Cannabis et conduite : une réalité plus nuancée
Contrairement aux idées reçues, le cannabis n’a pas le même impact immédiat et sévère sur les capacités de conduite que l’alcool. Par exemple, l’étude de la National Highway Traffic Safety Administration (NHTSA) de 2015 a montré que, une fois les variables comme l’âge et le sexe contrôlées, les conducteurs testés positifs au THC n’ont pas un risque significativement plus élevé d’accidents que ceux n’ayant consommé aucune substance (3). De plus, cette même étude de JAMA Network Open a observé que la plupart des conducteurs testés positifs au THC avaient des niveaux nominaux, probablement liés à des consommations antérieures, compte tenu de la persistance du THC dans le sang des consommateurs réguliers. Seuls 3 % des participants avaient des niveaux de THC suffisamment élevés pour potentiellement altérer leurs capacités de conduite (≥ 5 ng/mL) (4).
Les études en simulateur de conduite montrent également que les usagers du cannabis tendent à compenser ces effets en adoptant des comportements plus prudents, comme une réduction de la vitesse moyenne et une augmentation des distances de sécurité, contrairement à l’alcool qui pousse généralement à une conduite plus risquée (5). Toutefois, il est important de noter que le cannabis peut affecter certaines compétences psychomotrices, comme le temps de réaction et le maintien de la trajectoire.
Effets combinés et facteurs de confusion
Les risques augmentent de manière significative lorsque l’alcool et le cannabis sont consommés ensemble. Une étude menée par la NHTSA a confirmé que les conducteurs testés positifs à la fois au THC et à l’alcool ont des probabilités beaucoup plus élevées d’être impliqués dans un accident que ceux testés positifs à l’une ou l’autre substance seule (6). Cette combinaison aggrave les déficits cognitifs et psychomoteurs, créant une synergie dangereuse pour la sécurité routière.

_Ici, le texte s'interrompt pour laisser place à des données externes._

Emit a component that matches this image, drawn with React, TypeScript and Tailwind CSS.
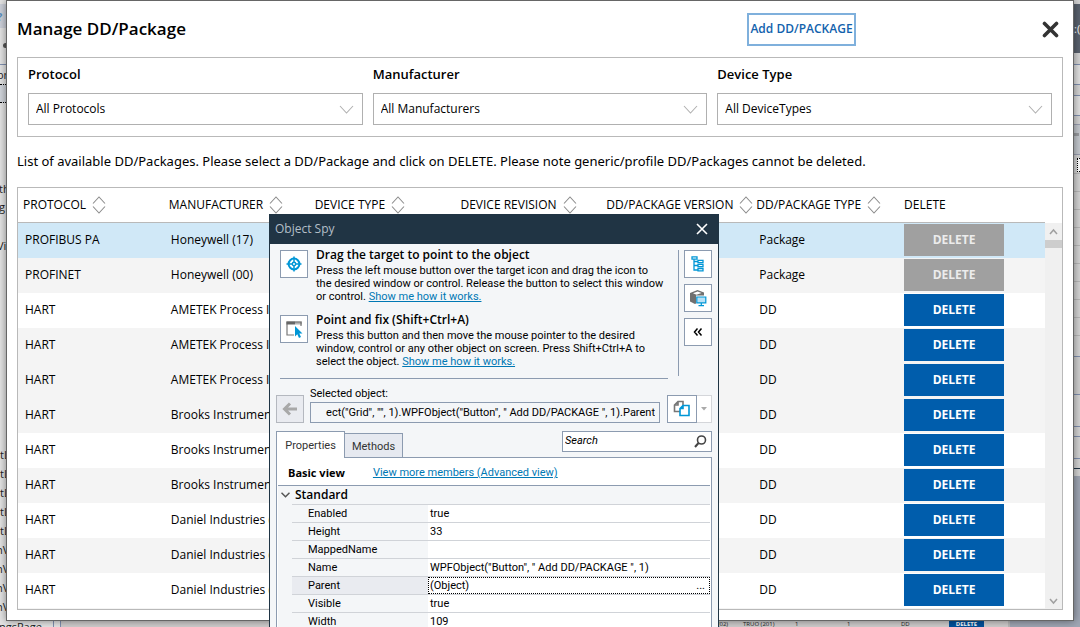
import type { ReactNode } from "react";

const rows = [
  { protocol: "PROFIBUS PA", maker: "Honeywell (17)", type: "Package", locked: true, bg: "bg-[#d0e8f7]" },
  { protocol: "PROFINET", maker: "Honeywell (00)", type: "Package", locked: true, bg: "bg-[#f4f4f4]" },
  { protocol: "HART", maker: "AMETEK Process Instruments", type: "DD", locked: false, bg: "bg-white" },
  { protocol: "HART", maker: "AMETEK Process Instruments", type: "DD", locked: false, bg: "bg-[#f4f4f4]" },
  { protocol: "HART", maker: "AMETEK Process Instruments", type: "DD", locked: false, bg: "bg-[#f4f4f4]" },
  { protocol: "HART", maker: "Brooks Instrument", type: "DD", locked: false, bg: "bg-[#f4f4f4]" },
  { protocol: "HART", maker: "Brooks Instrument", type: "DD", locked: false, bg: "bg-white" },
  { protocol: "HART", maker: "Brooks Instrument", type: "DD", locked: false, bg: "bg-[#f4f4f4]" },
  { protocol: "HART", maker: "Daniel Industries (0)", type: "DD", locked: false, bg: "bg-white" },
  { protocol: "HART", maker: "Daniel Industries (0)", type: "DD", locked: false, bg: "bg-[#f4f4f4]" },
  { protocol: "HART", maker: "Daniel Industries (0)", type: "DD", locked: false, bg: "bg-white" },
];

const columns = ["PROTOCOL", "MANUFACTURER", "DEVICE TYPE", "DEVICE REVISION", "DD/PACKAGE VERSION", "DD/PACKAGE TYPE"];

const filters = [
  { id: "protocol", label: "Protocol", value: "All Protocols" },
  { id: "manufacturer", label: "Manufacturer", value: "All Manufacturers" },
  { id: "device-type", label: "Device Type", value: "All DeviceTypes" },
];

const properties = [
  { name: "Enabled", value: "true" },
  { name: "Height", value: "33" },
  { name: "MappedName", value: "" },
  { name: "Name", value: 'WPFObject("Button", " Add DD/PACKAGE ", 1)' },
  { name: "Parent", value: "(Object)", selected: true },
  { name: "Visible", value: "true" },
  { name: "Width", value: "109" },
];

const leftLabels = [
  { text: "on", place: "top-[67px] -left-[3px]" },
  { text: "th", place: "top-[181px] -left-px" },
  { text: "g", place: "top-[199px] -left-px" },
  { text: "Vi", place: "top-[238px] -left-[3px]" },
  { text: "tL", place: "top-[447px] left-0" },
  { text: "tL", place: "top-[466px] left-0" },
  { text: "tL", place: "top-[485px] left-0" },
  { text: "tL", place: "top-[504px] left-0" },
  { text: "tL", place: "top-[523px] left-0" },
  { text: "nV", place: "top-[542px] -left-[4px]" },
  { text: "nV", place: "top-[561px] -left-[4px]" },
  { text: "nV", place: "top-[580px] -left-[4px]" },
  { text: "nV", place: "top-[599px] -left-[4px]" },
];

const gridLines = [0, 1, 2, 3, 4, 5, 6, 7, 8, 9];

function SortIcon() {
  return (
    <svg width="14" height="18" viewBox="0 0 14 18" fill="none" stroke="#8c8c8c" strokeWidth="1.1" className="shrink-0">
      <path d="M1 7.500 7 1l6 6.500M1 10.500 7 17l6-6.500" />
    </svg>
  );
}

function Backdrop() {
  return (
    <div aria-hidden="true" className="absolute inset-0 overflow-hidden bg-[#dedede] text-[11px] leading-4 text-[#222]">
      <div className="absolute top-0 left-0 h-full w-[6px] overflow-hidden bg-[#e4e4e4]">
        <div className="absolute top-[4px] h-[24px] w-full bg-[#cdd1da]" />
        <div className="absolute top-[9px] -left-[3px] font-bold text-[#5b8fc0]">?</div>
        <div className="absolute top-[43px] left-[3px] h-[5px] w-[3px] rounded-l-full bg-[#555]" />
        <div className="absolute top-[64px] h-[1px] w-full bg-[#8090b0]" />
        <div className="absolute top-[84px] h-[19px] w-full border-y border-dotted border-black bg-[#d2d6dc]" />
        {leftLabels.map((l) => (
          <div key={l.place} className={`absolute ${l.place}`}>{l.text}</div>
        ))}
      </div>
      <div className="absolute top-0 right-0 h-full w-[6px] overflow-hidden bg-[#d4d4d4] whitespace-nowrap">
        <div className="absolute top-[4px] h-[49px] w-full bg-[#5a626e] pt-[17px] text-white">:(</div>
        <div className="absolute top-[64px] h-[21px] w-full border-y border-[#7f8fae] bg-[#e0e0e0]" />
        <div className="absolute top-[95px] h-[21px] w-full border-y border-[#7f8fae] bg-[#e0e0e0]" />
        <div className="absolute top-[124px] h-[31px] w-full border-y border-[#9a9fb0] bg-[#c4c8ce]" />
        <div className="absolute top-[133px] left-0 h-[3px] w-[5px] bg-[#9a9ca0]" />
        <div className="absolute top-[158px] right-0 h-[14px] w-[3px] border border-r-0 border-dotted border-black bg-white" />
        <div className="absolute top-[173px] w-full">
          {gridLines.map((n) => (
            <div key={n} className="h-[18px] border-t border-[#b8b8b8]" />
          ))}
        </div>
        <div className="absolute top-[356px] h-[39px] w-full border-y border-[#7f8fae] bg-[#cfcfcf]" />
        <div className="absolute top-[426px] h-[11px] w-full border-y border-[#7f8fae]" />
        <div className="absolute top-[458px] h-[11px] w-full border-t border-b border-t-[#7f8fae] border-b-[#1f3444]" />
        <div className="absolute top-[476px] h-full w-full bg-[#9fa6b4]" />
      </div>
      <div className="absolute bottom-0 left-0 flex h-[6px] w-full bg-[#cfcdcd]">
        <div className="relative w-[54px] overflow-hidden border-r border-[#8090b0] bg-[#e4e4e4]">
          <span className="absolute top-0 -left-px leading-3">ngsPage</span>
        </div>
        <div className="w-[7px] border-r border-[#8090b0] bg-[#e4e4e4]" />
        <div className="flex flex-1 justify-end text-[6px] leading-[6px]">
          <span className="w-[36px]">era (02)</span>
          <span className="w-[52px]">TRUO (201)</span>
          <span className="w-[52px]">1</span>
          <span className="w-[54px]">1</span>
          <span className="w-[48px]">DD</span>
        </div>
        <div className="w-[35px] bg-[#00519b] text-center text-[6px] leading-[6px] font-bold text-white">DELETE</div>
        <div className="ml-[24px] w-[72px] border-l-2 border-[#b8b8b8] bg-[#9fa6b4]" />
      </div>
    </div>
  );
}

function PackageTable() {
  return (
    <section className="flex border border-[#b9b9b9] bg-white">
      <div className="min-w-0 flex-1 bg-[#f4f4f4] pb-px">
        <table className="w-full table-fixed border-separate border-spacing-0 text-[12px] leading-[18px] whitespace-nowrap">
          <colgroup>
            <col className="w-[14.2%]" />
            <col className="w-[14.2%]" />
            <col className="w-[14.2%]" />
            <col className="w-[14.2%]" />
            <col className="w-[14.6%]" />
            <col className="w-[14.2%]" />
            <col />
          </colgroup>
          <thead>
            <tr className="h-[35px] bg-white">
              {columns.map((c) => (
                <th key={c} scope="col" className="border-b border-[#b9b9b9] p-0 pl-[5px] text-left font-normal">
                  <button type="button" className="flex items-center gap-[6px]">
                    {c}
                    <SortIcon />
                  </button>
                </th>
              ))}
              <th scope="col" className="border-b border-[#b9b9b9] p-0 pl-[7px] text-left font-normal">DELETE</th>
            </tr>
          </thead>
          <tbody>
            {rows.map((r, i) => (
              <tr key={i} className={`h-[35px] ${r.bg}`}>
                <td className="overflow-hidden p-0 pb-[2px] pl-[7px]">{r.protocol}</td>
                <td className="overflow-hidden p-0 pb-[2px] pl-[7px]">{r.maker}</td>
                <td />
                <td />
                <td />
                <td className="p-0 pb-[2px] pl-[8px]">{r.type}</td>
                <td className="p-0 pb-px pl-[7px]">
                  <button
                    type="button"
                    disabled={r.locked}
                    className={`block h-[32px] w-[100px] font-bold ${r.locked ? "bg-[#a0a0a0] text-[#ececec]" : "bg-[#005dac] text-white"}`}
                  >
                    DELETE
                  </button>
                </td>
              </tr>
            ))}
          </tbody>
        </table>
      </div>
      <div className="flex w-[17px] flex-col bg-[#f0f0f0]">
        <div className="h-[35px] bg-white" />
        <svg width="17" height="17" viewBox="0 0 17 17" fill="none" stroke="#a0a0a0" strokeWidth="1.5">
          <path d="m5 11 3.500-4 3.500 4" />
        </svg>
        <div className="h-[8px] w-full bg-[#cdcdcd]" />
        <div className="flex-1" />
        <svg width="17" height="17" viewBox="0 0 17 17" fill="none" stroke="#a0a0a0" strokeWidth="1.5">
          <path d="m5 7 3.500 4 3.500-4" />
        </svg>
      </div>
    </section>
  );
}

function ManageDialog() {
  return (
    <main className="relative mx-[6px] flex flex-col border border-[#666] bg-white px-[10px] pb-[10px] shadow-[0_0_8px_rgba(0,0,0,0.45)]">
      <header className="flex h-[56px] items-center">
        <h1 className="text-[17px] font-semibold">Manage DD/Package</h1>
        <button type="button" className="mr-[186px] ml-auto h-[33px] w-[109px] border-2 border-[#7fb0dc] text-[12px] font-semibold whitespace-nowrap text-[#1262ad]">
          Add DD/PACKAGE
        </button>
        <button type="button" aria-label="Close" className="mr-[4px]">
          <svg width="17" height="17" viewBox="0 0 17 17" stroke="#333" strokeWidth="3.600" strokeLinecap="round">
            <path d="m2.500 2.500 12 12m0-12-12 12" />
          </svg>
        </button>
      </header>
      <section className="grid grid-cols-3 gap-[10px] border border-[#b9b9b9] px-[10px] pt-[6px] pb-[11px]">
        {filters.map((f) => (
          <div key={f.id} className="flex flex-col">
            <label htmlFor={f.id} className="h-[29px] text-[13px] leading-5 font-semibold">{f.label}</label>
            <div className="relative">
              <select id={f.id} className="block h-[32px] w-full appearance-none border border-[#b0b0b0] bg-white px-[7px] text-[12px]">
                <option>{f.value}</option>
              </select>
              <svg width="15" height="9" viewBox="0 0 15 9" fill="none" stroke="#b0b0b0" strokeWidth="1.1" className="pointer-events-none absolute top-[12px] right-[9px]">
                <path d="m1 1 6.500 7L14 1" />
              </svg>
            </div>
          </div>
        ))}
      </section>
      <p className="h-[50px] font-['Noto_Sans',sans-serif] text-[13px] leading-[48px] whitespace-nowrap">
        List of available DD/Packages. Please select a DD/Package and click on DELETE. Please note generic/profile DD/Packages cannot be deleted.
      </p>
      <PackageTable />
    </main>
  );
}

function Tip({ title, children, icon }: { title: string; children: ReactNode; icon: ReactNode }) {
  return (
    <div className="flex h-[65px] gap-[8px]">
      <button type="button" aria-label={title} className="mt-[2px] flex size-[28px] shrink-0 items-center justify-center border border-[#8c9bb0] bg-white">
        {icon}
      </button>
      <div className="whitespace-nowrap">
        <h3 className="mb-[2px] font-['Open_Sans',sans-serif] text-[12px] leading-[14px] font-semibold">{title}</h3>
        <p className="text-[11px] leading-[13px]">{children}</p>
      </div>
    </div>
  );
}

function ObjectSpy() {
  const side = "flex size-[28px] items-center justify-center border border-[#8c9bb0] bg-white";
  return (
    <section aria-label="Object Spy" className="absolute top-[214px] bottom-0 left-[269px] flex w-[450px] flex-col overflow-hidden border-x border-[#1f3444] bg-[#f4f6f8] font-[Roboto,sans-serif] text-[11px] text-black">
      <header className="flex h-[30px] shrink-0 items-center justify-between bg-[#203444] pr-[10px] pl-[5px]">
        <h2 className="font-['Open_Sans',sans-serif] text-[12px] text-[#b4bfc8]">Object Spy</h2>
        <button type="button" aria-label="Close Object Spy">
          <svg width="12" height="12" viewBox="0 0 12 12" stroke="#fff" strokeWidth="1.600">
            <path d="m1 1 10 10m0-10L1 11" />
          </svg>
        </button>
      </header>
      <div className="flex shrink-0 justify-between pt-[4px] pr-[6px] pl-[10px]">
        <div className="w-[388px] border-b border-[#8c9bb0]">
          <Tip
            title="Drag the target to point to the object"
            icon={
              <svg width="16" height="16" viewBox="0 0 16 16" fill="none" stroke="#0096d6">
                <circle cx="8" cy="8" r="5.400" strokeWidth="2" />
                <circle cx="8" cy="8" r="1.700" strokeWidth="1.400" />
                <path d="M8 .5V6M8 10v5.500M.5 8H6M10 8h5.500" strokeWidth="1.500" />
              </svg>
            }
          >
            Press the left mouse button over the target icon and drag the icon to
            <br />
            the desired window or control. Release the button to select this window
            <br />
            or control. <a href="#drag" className="text-[#0078b4] underline">Show me how it works.</a>
          </Tip>
          <Tip
            title="Point and fix (Shift+Ctrl+A)"
            icon={
              <svg width="18" height="18" viewBox="0 0 18 18" fill="none">
                <path d="M9 15H2V2h14v4" stroke="#777" strokeWidth="1.200" />
                <path d="M1.500 3h15" stroke="#666" strokeWidth="3" strokeDasharray="9 1 1 1 1 1 2" />
                <path d="M10 6v10.500l2.300-2.200 1.700 3.700 2-1-1.700-3.500H17.500Z" fill="#0096d6" />
              </svg>
            }
          >
            Press this button and then move the mouse pointer to the desired
            <br />
            window, control or any other object on screen. Press Shift+Ctrl+A to
            <br />
            select the object. <a href="#point" className="text-[#0078b4] underline">Show me how it works.</a>
          </Tip>
        </div>
        <div className="mt-[2px] mb-[3px] flex flex-col gap-[6px] border-l border-[#8c9bb0] pl-[5px]">
          <button type="button" aria-label="Show object tree" className={side}>
            <svg width="14" height="16" viewBox="0 0 14 16" fill="#fff" stroke="#0096d6" strokeWidth="1.300">
              <path d="M3 3v11h4M3 5.500h4M3 9.500h4" fill="none" />
              <path d="M1 .8h5v2.400H1ZM7 4.300h5v2.400H7ZM7 8.300h5v2.400H7ZM7 12.500h5v2.400H7Z" />
            </svg>
          </button>
          <button type="button" aria-label="Highlight object" className={side}>
            <svg width="18" height="18" viewBox="0 0 18 18" fill="none">
              <path d="M1 4 8.500 1l6.500 2.500v3H7v8l-1 .5-5-2.500Z" fill="#707070" />
              <path d="m4 4.200 4.700-1.700L12.500 4 7.500 5.800Z" fill="#fff" />
              <path d="M7.800 8h9v5.800h-9ZM12.300 14v2.500M9.500 16.700h5.500" fill="#b9e2f7" stroke="#0096d6" strokeWidth="1.200" />
            </svg>
          </button>
          <button type="button" aria-label="Collapse" className={side}>
            <svg width="10" height="10" viewBox="0 0 10 10" fill="none" stroke="#000" strokeWidth="1.500">
              <path d="M4.500 1.500 1.500 5l3 3.500M8.500 1.500 5.500 5l3 3.500" />
            </svg>
          </button>
        </div>
      </div>
      <div className="mt-[7px] flex h-[37px] shrink-0 items-end px-[6px]">
        <button type="button" aria-label="Back" className="flex size-[28px] items-center justify-center border border-[#b4b8bf] bg-[#e9ebf0]">
          <svg width="16" height="14" viewBox="0 0 16 14" fill="none" stroke="#a8a8a8" strokeWidth="3">
            <path d="M15 7H3M8 1.500 2.500 7 8 12.500" />
          </svg>
        </button>
        <div className="ml-[6px] flex w-[350px] flex-col">
          <label htmlFor="selected" className="h-[16px] text-[11px] leading-[15px]">Selected object:</label>
          <input
            id="selected"
            readOnly
            value={'ect("Grid", "", 1).WPFObject("Button", " Add DD/PACKAGE ", 1).Parent'}
            className="h-[21px] w-full border border-[#8c9bb0] bg-transparent px-[4px] text-right text-[11px]"
          />
        </div>
        <div className="ml-auto flex h-[28px] bg-white">
          <button type="button" aria-label="Copy" className="flex w-[30px] items-center justify-center border border-[#8c9bb0]">
            <svg width="18" height="18" viewBox="0 0 18 18" fill="#fff" strokeWidth="1.600">
              <path d="M5 1.500h5v10H1.500V5ZM5 1.500V5H1.500" stroke="#777" />
              <path d="M10 5.500h6v10H7V8.500ZM10 5.500v3H7" stroke="#0096d6" />
            </svg>
          </button>
          <button type="button" aria-label="Copy options" className="flex w-[15px] items-center justify-center border border-l-0 border-[#d4d6da]">
            <svg width="6" height="4" viewBox="0 0 6 4" fill="#aaa">
              <path d="M0 0h6L3 3.500Z" />
            </svg>
          </button>
        </div>
      </div>
      <div className="mt-[8px] flex h-[26px] shrink-0 items-end px-[6px]">
        <button type="button" className="relative -mb-px h-[27px] w-[69px] border border-b-0 border-[#8c9bb0] bg-white pt-[3px] text-[#333]">Properties</button>
        <button type="button" className="h-[24px] w-[58px] border border-b-0 border-l-0 border-[#8c9bb0] bg-[#e6e9f0] pt-[4px] text-[#333]">Methods</button>
        <div className="mb-auto ml-auto flex h-[21px] w-[150px] items-center border border-[#8c9bb0] bg-white pr-[4px]">
          <input aria-label="Search" placeholder="Search" className="min-w-0 flex-1 px-[2px] text-[11px] italic placeholder:text-black" />
          <svg width="13" height="13" viewBox="0 0 13 13" fill="none" stroke="#444" strokeWidth="1.600">
            <circle cx="7.500" cy="5" r="4" />
            <path d="M4.500 8 1 12" strokeWidth="2" />
          </svg>
        </div>
      </div>
      <div className="mx-[6px] flex-1 overflow-hidden border border-b-0 border-[#8c9bb0] bg-white px-px">
        <div className="flex h-[28px] items-center gap-[28px] border-b border-[#8c9bb0] pt-[4px] pl-[10px]">
          <strong className="font-['Open_Sans',sans-serif]">Basic view</strong>
          <a href="#advanced" className="text-[#0078b4] underline">View more members (Advanced view)</a>
        </div>
        <div className="flex h-[18px] items-center bg-[#f4f6f8] pl-[3px]">
          <svg width="9" height="6" viewBox="0 0 9 6" fill="none" stroke="#555" strokeWidth="1.500">
            <path d="m.5.7 4 4 4-4" />
          </svg>
          <strong className="ml-[5px] font-['Open_Sans',sans-serif] text-[12px] font-semibold">Standard</strong>
        </div>
        <div className="bg-[#f4f6f8] pl-[14px]">
          <table className="w-full table-fixed border-collapse">
            <colgroup>
              <col className="w-[136px]" />
              <col />
            </colgroup>
            <tbody>
              {properties.map((p) => (
                <tr key={p.name} className="h-[18px] border-t border-[#d0d3d8]">
                  <th scope="row" className={`p-0 pl-[16px] text-left leading-[15px] font-normal ${p.selected ? "bg-[#e9ebf0]" : "bg-[#f4f6f8]"}`}>{p.name}</th>
                  <td className="bg-white p-0">
                    <div className={`flex h-[17px] items-center justify-between leading-[15px] ${p.selected ? "border border-dotted border-black px-px pr-[4px]" : "px-[2px]"}`}>
                      <span>{p.value}</span>
                      {p.selected && <span>...</span>}
                    </div>
                  </td>
                </tr>
              ))}
            </tbody>
          </table>
        </div>
      </div>
    </section>
  );
}

export default function App() {
  return (
    <div className="relative h-screen overflow-hidden font-['Open_Sans','Noto_Sans',sans-serif] text-black">
      <Backdrop />
      <ManageDialog />
      <ObjectSpy />
    </div>
  );
}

Vers une politique de sécurité routière plus juste et scientifique
Les discours simplistes qui stigmatisent tous les consommateurs de cannabis comme des dangers potentiels sur la route sont non seulement inexacts, mais aussi contre-productifs. Ils détournent l’attention des véritables priorités en matière de sécurité routière, à savoir la lutte contre l’alcool au volant et les comportements réellement dangereux. Le CIRC milite pour des politiques fondées sur des données probantes, sans discrimination, et encourage une réforme des approches répressives en matière de sécurité routière.
Le CIRC défend également l’idée de mettre en place des tests comportementaux, inspirés des pratiques déjà adoptées dans certains pays, combinés à des tests chimiques (salivaires ou sanguins). Cette approche permettrait de ne punir que les conducteurs réellement sous influence, en prenant en compte le phénomène d’accoutumance et en évitant de criminaliser des conducteurs ayant des traces résiduelles de THC sans pour autant être sous l’effet du cannabis au moment du contrôle.
Conclusion : la nécessité d’un débat éclairé
Il est temps de sortir des caricatures et de reconnaître que tous les usagers de substances ne représentent pas les mêmes risques pour la sécurité routière. La science doit primer sur les préjugés et les considérations politiques, pour bâtir un cadre législatif plus juste et mieux adapté à la réalité des comportements humains.
Références :
- JAMA Network Open, avril 2025, Vancouver, Canada.
- JAMA Network Open, avril 2025, Vancouver, Canada.
- National Highway Traffic Safety Administration (NHTSA), 2015.
- JAMA Network Open, avril 2025, Vancouver, Canada.
- Études en simulateur de conduite, diverses sources.
- National Highway Traffic Safety Administration (NHTSA), 2015.